Molapo calls for ‘smart politics’

 

Home Affairs minister says the BNP, LCD and ABC can “comfortably” win the next parliamentary election in 2017 should they decide  to merge and contest the poll as “one strong party”.

Tsitsi Matope

The deputy leader of the Basotho National Party (BNP), Joang Molapo, says the three ruling parties can “comfortably” win the next parliamentary election in 2017 should they decide to merge and contest the poll as “one strong party”.

Chief Molapo, who is also the Minister of Home Affairs, told the Lesotho Times in a wide-ranging interview this week that should such a merger take place, the BNP and its government partners namely the Lesotho Congress for Democracy (LCD) and All Basotho Convention (ABC), would enter the election a formidable force capable of mustering the required majority seats to remain the country’s government for another five-year term.

However, Chief Molapo said while such a move would be a significant political development that could promote more collaboration at government level and other areas, the situation would demand the concerned parties to “deal with their egos”.

One of the major advantages of such “smart politics”, he said, would be the fact that the parties are already working together — a test the BNP stalwart said they could pass if they all prioritised the interests of the nation.

The BNP, LCD and ABC formed a coalition government after the 26 May 2012 general election had failed to produce a single party with the required 61 minimum
parliamentary seats to form a government on its own.

“There are so many positive arguments around how, if the coalition government decides to form a merger at party level, this would help bring diversity in thinking, which is supported in both local and international quarters. If you look at the numbers in terms of constituencies and Proportional Representation seats, we can comfortably win with a two-thirds majority. However, this can happen if our egos are kept out of the way and also if there is that greater understanding that the political landscape is changing locally,” Chief Molapo said.
According to the minister, “long-term strategic thinking” would be needed to make the political merger happen.

“In its simplest form, (ABC leader) Prime Minister Thomas Thabane can lead the new party for the first four years and after that, when the party has settled, we can go back to the structures and decide who takes the country forward,” Chief Molapo said.

While there are chances that this might not happen soon, it would be a matter of time before such a development happens naturally, the BNP deputy leader said.
“As seen by the current coalition government, we are also moving towards a scenario where political parties might need to merge to become stronger, more effective and competitive. Importantly, our situation could be telling us that there is strength in numbers.”

Chief Molapo further said the changing global political trends were a result of the new socio-economic demands, which require a different way of thinking.
“They are based on the deepening understanding of new knowledgeable societies that now understand the role they play in shaping and deciding the qualities of governments they need. This is what now makes the art of politics unpredictable and even more demanding.”

Chief Molapo further said while it was going to be difficult for some political parties to understand that the art is no longer that of “I would rather fail on my own”, it is only building individual parties in a smart and innovative way or going the collaboration and partnership way that would help create competitiveness and relevance.

“I think people are becoming smarter and what it would take is greater ability to understand the significance of what is right in front of them.
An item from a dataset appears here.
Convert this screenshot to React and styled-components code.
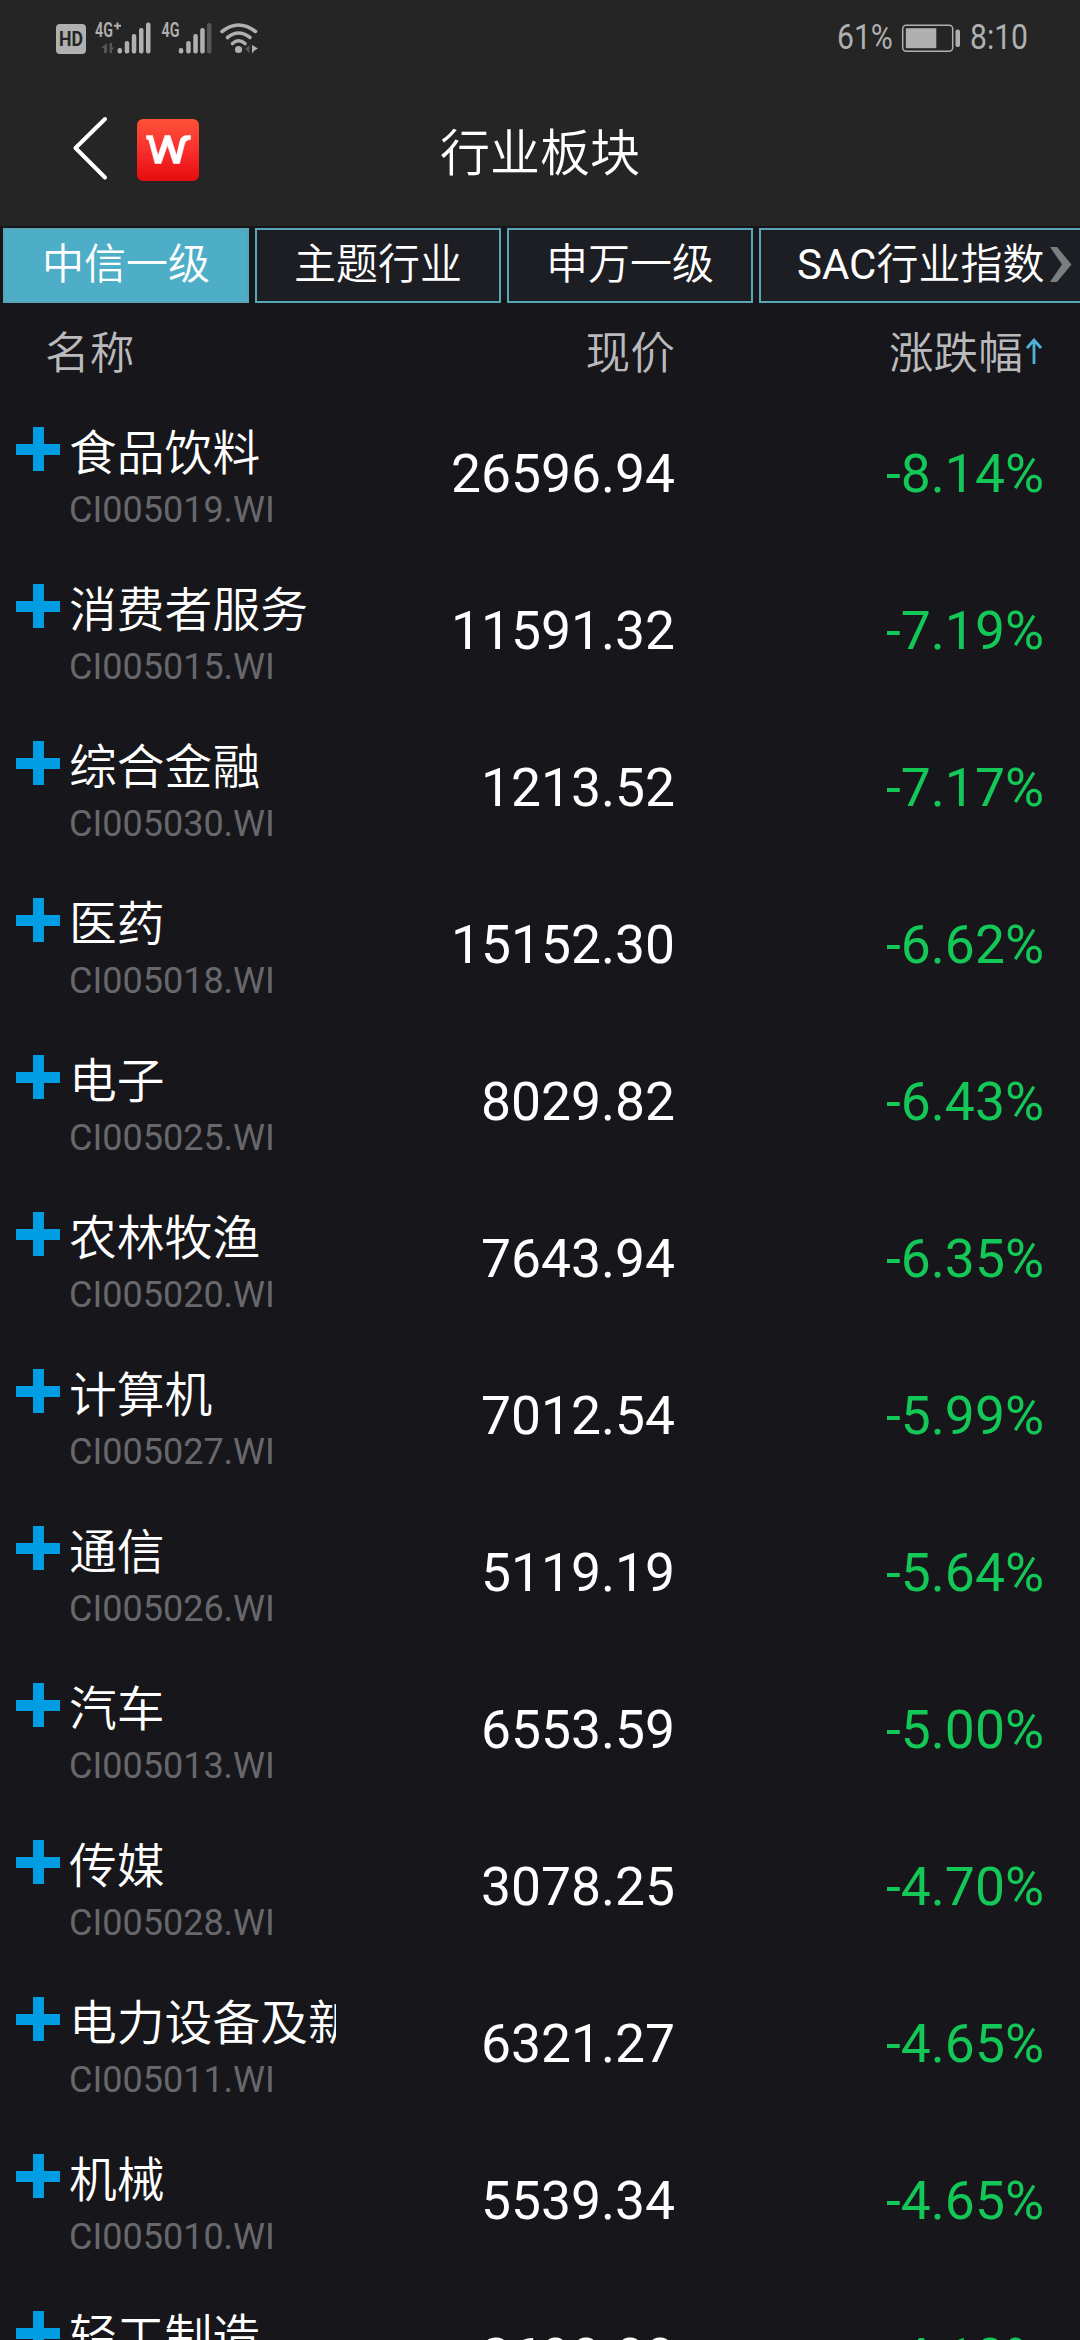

Right now, we are on the verge of a major political transformation in our country. This is because all the leaders of the four major political parties, the coalition government parties and the Democratic Congress (DC) have somehow interacted and some of them were once one entity before. The LCD and BNP are from the era of post-independence politics and the other two, the ABC and DC, were born from splits in the congress movement.”

The political changes, he further explained, would continue with the new, future political understandings formulated on the current working relationships between the different parties.
“What happened in the past is no longer impacting on how we relate to each other now as political parties and certainly not in the future. We have outgrown the past and what defines us now is our refusal to be programmed into carrying over a negative historic past. That is why we now have a coalition government. We understand that although we are different political parties, our supporters are not fighting each other.
“What we have become is a people who think through our problems and dared to formulate a coalition government, which some negative people have described as water and oil that can never mix. At this point in time, I can say we might disagree on some issues yes, but we are working together,” Chief Molapo said.

He also noted while there is criticism of the coalition government in some quarters, it was also clear from the current dispensation that the electorate would not keep following certain individuals blindly as was the case in the previous elections — but would follow ideologies.

“I think many people now can see through mere rhetoric. They understand the advantages of having a government that provides more space for the exploration of a multitude of diverse ideas. It’s also good to note that people can even comment about certain appointments of senior civil servants because they know they have a say in governance issues and prefer competent people or those with proven track records.”
Chief Molapo also said the current “open-minded and analytical sort of society” had placed quality leadership skills and good governance at the centre of the current political dispensation.
“Our current situation demands that we have high-performers in our government because without the right people, that would affect all aspects of our development programmes. Failure to emphasise on quality

leadership at ministerial level, can also affect how we contemplate decisions.”
According to Chief Molapo, the people have a critical role to play to ensure the politics of the country continue to become more and more performance-based.
“Our politics should also be about empowerment and problem-solving innovations and not spoon-feeding schemes that perpetuate poverty,” Chief Molapo said.